Begin

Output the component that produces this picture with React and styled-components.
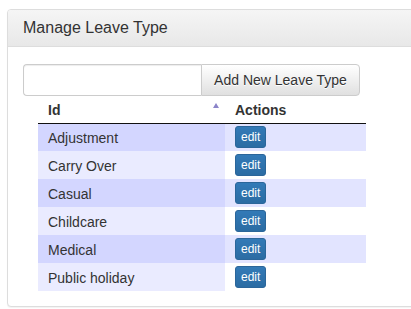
import React from "react";
import styled, { createGlobalStyle } from "styled-components";

const GlobalStyle = createGlobalStyle`
	html, body {
		margin: 0;
		background: #fff;
		font-family: "Liberation Sans", Arial, sans-serif;
		color: #333;
		overflow: hidden;
	}
`;

const types = ["Adjustment", "Carry Over", "Casual", "Childcare", "Medical", "Public holiday"];

function App() {
	return (
		<Page>
			<GlobalStyle />
			<Panel>
				<Heading>Manage Leave Type</Heading>
				<Body>
					<InputGroup>
						<TextInput type="text" />
						<AddButton>Add New Leave Type</AddButton>
					</InputGroup>
					<Table>
						<thead>
							<tr>
								<HeadCell $sorted>
									Id
									<SortArrow />
								</HeadCell>
								<HeadCell>Actions</HeadCell>
							</tr>
						</thead>
						<tbody>
							{types.map((name, i) => (
								<Row key={name} $odd={i % 2 === 0}>
									<IdCell>{name}</IdCell>
									<ActionCell>
										<EditButton>edit</EditButton>
									</ActionCell>
								</Row>
							))}
						</tbody>
					</Table>
				</Body>
			</Panel>
		</Page>
	);
}

export default App;

const Page = styled.div`
	width: 100%;
	height: 309px;
	box-sizing: border-box;
	padding: 9px 0 0 7px;
	overflow: hidden;
`;

const Panel = styled.div`
	width: 430px;
	height: 298px;
	box-sizing: border-box;
	border: 1px solid #ddd;
	border-radius: 4px;
	background: #fff;
	box-shadow: 0 1px 1px rgba(0, 0, 0, 0.05);
`;

const Heading = styled.div`
	height: 37px;
	box-sizing: border-box;
	padding: 9px 15px;
	font-size: 16px;
	color: #333;
	background-image: linear-gradient(to bottom, #f5f5f5 0%, #e8e8e8 100%);
	border-bottom: 1px solid #ddd;
	border-radius: 3px 3px 0 0;
`;

const Body = styled.div`
	padding: 17px 15px 15px;
`;

const InputGroup = styled.div`
	display: flex;
	width: 337px;
	height: 32px;
`;

const TextInput = styled.input`
	width: 178px;
	box-sizing: border-box;
	border: 1px solid #ccc;
	border-right: none;
	border-radius: 4px 0 0 4px;
	box-shadow: inset 0 1px 1px rgba(0, 0, 0, 0.075);
	padding: 6px 12px;
	font-size: 14px;
	outline: none;
`;

const AddButton = styled.button`
	flex: 1;
	border: 1px solid #ccc;
	border-radius: 0 4px 4px 0;
	background-image: linear-gradient(to bottom, #fff 0%, #e0e0e0 100%);
	font-family: "Liberation Sans", Arial, sans-serif;
	font-size: 14px;
	color: #333;
	padding: 6px 12px;
	text-shadow: 0 1px 0 #fff;
`;

const Table = styled.table`
	margin-left: 15px;
	width: 328px;
	border-collapse: collapse;
	font-size: 14px;
`;

const HeadCell = styled.th`
	position: relative;
	height: 27px;
	padding: 1px 10px 0;
	box-sizing: border-box;
	text-align: left;
	font-weight: bold;
	color: #333;
	border-bottom: 1px solid #111;
	width: ${(p) => (p.$sorted ? "187px" : "auto")};
`;

const SortArrow = styled.span`
	position: absolute;
	right: 6px;
	top: 7px;
	width: 0;
	height: 0;
	border-left: 3.5px solid transparent;
	border-right: 3.5px solid transparent;
	border-bottom: 5px solid #8b84c9;
`;

const Row = styled.tr`
	height: 28px;
	td:first-child {
		background: ${(p) => (p.$odd ? "#d3d6ff" : "#eaebff")};
	}
	td:last-child {
		background: ${(p) => (p.$odd ? "#e2e4ff" : "#fff")};
	}
`;

const IdCell = styled.td`
	padding: 1px 10px 0;
	color: #333;
`;

const ActionCell = styled.td`
	padding: 0 10px;
`;

const EditButton = styled.button`
	display: block;
	height: 22px;
	padding: 0 5px;
	border: 1px solid #2b669a;
	border-radius: 3px;
	background-image: linear-gradient(to bottom, #337ab7 0%, #2b6ca3 100%);
	color: #fff;
	font-family: "Liberation Sans", Arial, sans-serif;
	font-size: 12px;
	line-height: 20px;
`;
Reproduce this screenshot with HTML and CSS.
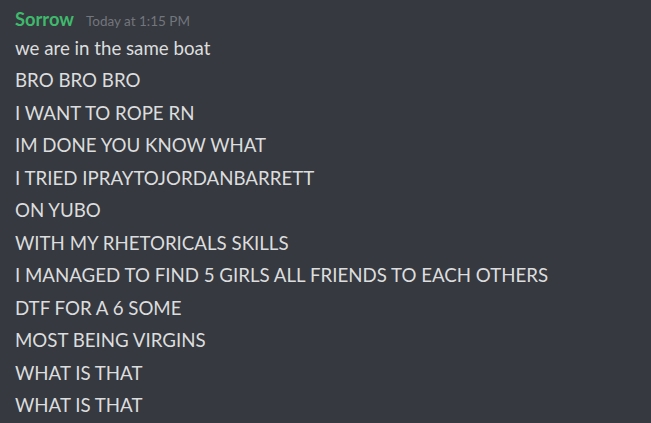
FILE: index.html
```html
<!DOCTYPE html>
<html>
<head>
<meta charset="utf-8">
<link rel="stylesheet" href="styles.css">
</head>
<body>
<div class="message">
  <div class="header">
    <span class="username">Sorrow</span>
    <span class="timestamp">Today at 1:15 PM</span>
  </div>
  <div class="lines">
    <div class="line">we are in the same boat</div>
    <div class="line">BRO BRO BRO</div>
    <div class="line">I WANT TO ROPE RN</div>
    <div class="line">IM DONE YOU KNOW WHAT</div>
    <div class="line">I TRIED IPRAYTOJORDANBARRETT</div>
    <div class="line">ON YUBO</div>
    <div class="line">WITH MY RHETORICALS SKILLS</div>
    <div class="line">I MANAGED TO FIND 5 GIRLS ALL FRIENDS TO EACH OTHERS</div>
    <div class="line">DTF FOR A 6 SOME</div>
    <div class="line">MOST BEING VIRGINS</div>
    <div class="line">WHAT IS THAT</div>
    <div class="line">WHAT IS THAT</div>
  </div>
</div>
</body>
</html>
```

FILE: styles.css
```css
html, body {
  margin: 0;
  padding: 0;
  background: #36393f;
  height: 100%;
  overflow: hidden;
}
.message {
  padding: 8px 0 0 15px;
  font-family: Lato, "Open Sans", sans-serif;
}
.header {
  display: flex;
  align-items: baseline;
  gap: 12px;
  height: 24px;
}
.username {
  color: #3fba6c;
  font-weight: 700;
  font-size: 18.3px;
}
.timestamp {
  color: #72767d;
  font-size: 13.5px;
}
.lines {
  display: flex;
  flex-direction: column;
}
.line {
  color: #dcddde;
  font-size: 18.7px;
  line-height: 32.45px;
  white-space: nowrap;
}
```
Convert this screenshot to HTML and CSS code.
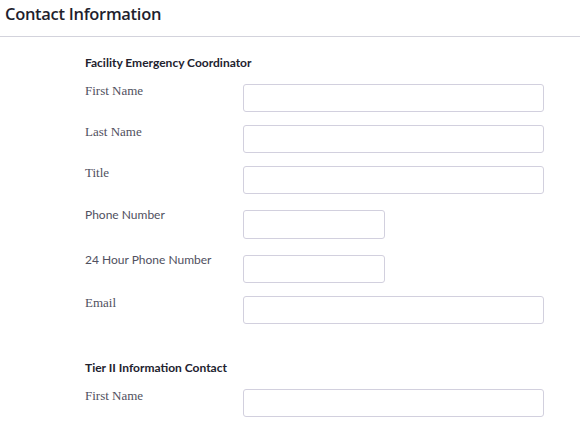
FILE: index.html
```html
<!DOCTYPE html>
<html>
<head>
<meta charset="utf-8">
<link rel="stylesheet" href="styles.css">
</head>
<body>
<header class="page-header">
  <h1 class="page-title">Contact Information</h1>
</header>
<main class="form">
  <section class="group">
    <h2 class="group-title">Facility Emergency Coordinator</h2>
    <div class="row"><label class="label serif">First Name</label><input class="field" type="text"></div>
    <div class="row"><label class="label serif">Last Name</label><input class="field" type="text"></div>
    <div class="row"><label class="label serif">Title</label><input class="field" type="text"></div>
    <div class="row row-phone"><label class="label sans">Phone Number</label><input class="field short tall" type="text"></div>
    <div class="row"><label class="label sans">24 Hour Phone Number</label><input class="field short" type="text"></div>
    <div class="row"><label class="label serif">Email</label><input class="field" type="text"></div>
  </section>
  <section class="group group-second">
    <h2 class="group-title">Tier II Information Contact</h2>
    <div class="row"><label class="label serif">First Name</label><input class="field" type="text"></div>
  </section>
</main>
</body>
</html>
```
FILE: styles.css
```css
html, body {
  margin: 0;
  padding: 0;
  background: #ffffff;
}
body {
  font-family: Lato, "Open Sans", sans-serif;
  color: #2a2a3a;
}
.page-header {
  height: 36px;
  border-bottom: 1px solid #d3d3dc;
  padding-left: 5px;
}
.page-title {
  margin: 0;
  padding-top: 3px;
  font-family: "Open Sans", Lato, sans-serif;
  font-weight: 600;
  font-size: 16.5px;
  line-height: 22px;
  color: #1f1f2e;
  letter-spacing: -0.3px;
}
.form {
  padding-left: 85px;
  width: 459px;
}
.group-title {
  margin: 0;
  padding-top: 19px;
  font-family: Lato, sans-serif;
  font-weight: 700;
  font-size: 12px;
  line-height: 14px;
  color: #22222e;
  height: 14px;
  margin-bottom: 14px;
}
.row {
  display: grid;
  grid-template-columns: 158px 1fr;
  align-items: start;
  margin-bottom: 13px;
}
.row-phone {
  margin-top: 16px;
  margin-bottom: 16px;
}
.label {
  color: #505060;
  font-size: 12px;
  line-height: 16px;
}
.serif {
  font-family: "Liberation Serif", serif;
  font-size: 13px;
  margin-top: -1px;
}
.sans {
  font-family: Lato, sans-serif;
  font-size: 12px;
  margin-top: -3px;
}
.field {
  box-sizing: border-box;
  height: 28px;
  width: 301px;
  border: 1px solid #d2d0de;
  border-radius: 3px;
  background: #fff;
  margin: 0;
  padding: 0 6px;
}
.field.short {
  width: 142px;
}
.field.tall {
  height: 29px;
}
.group-second .group-title {
  padding-top: 24px;
  margin-bottom: 14px;
}
```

End

▶ PROBLEM DETAILS:
Give the number of lines containing the word "screenshot". No other answer is needed.

▶ CORRECT OUTPUT:
2